Cavalli (1602-76) a pupil and colleague of the masterful innovator, Monteverdi, was a prolific composer of the new secular form, dramma in musica, which quickly moved from royal courts to the first opera houses. Cavalli's works (more than 40 in all) often led the bills at the splendid new San Cassiano Opera House.

Indeed, the effect here is that one is looking in on the Broadway of the 17th century - entertainment designed for a broad public, with the Moorish-exotic touches then popular, the charlatans and fortunetellers, the extravagant romance and gallantry, the humor and naughtiness of real people.

No one could presume to say that BYU's production is smooth, professional, or flawless in style. After all, Provo is a far cry from Baroque Italy; and many an artist spends a lifetime mastering the niceties of this sort of music, with its cruel demands for breath control and florid agility. Nor are the singers always in acceptable sync with the string ensemble, which performs Raymond Leppard's realization for modern instruments from the catwalks overhead.

But one must say that this sort of production is exactly what students should be aspiring to, learning about through doing, and growing up to.

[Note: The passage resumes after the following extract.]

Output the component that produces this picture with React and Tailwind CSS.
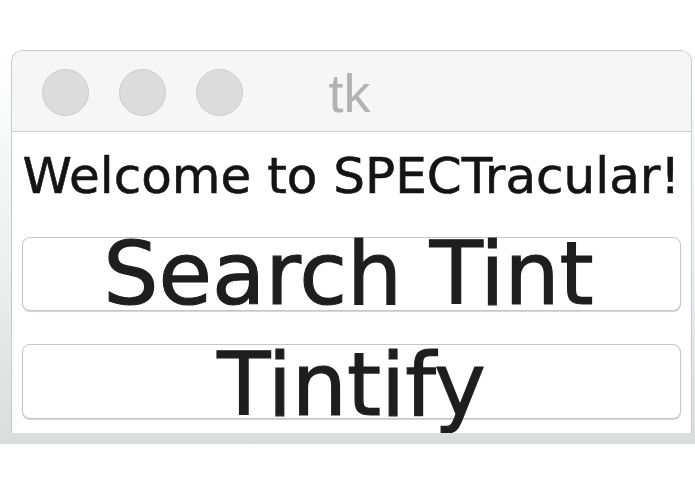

Production values are good, with Dennis Todd directing a staging that seems stylistically correct, if sometimes awkward. Adam Russel has the right idea in his simple backdrop, combining classic and Moorish elements and Nancy Marble's costumes are pretty and authentic looking.

Outstanding among the young singers is Rebecca Pyper as the fair Erisbe, whose strong, flexible voice encompasses the role's legato and florid demands creditably. David Warner goes beyond mere technique to show considerable style and feeling as Ormindo, and Jennifer Jarvis as Sicle is on the right track toward dramatic coloratura.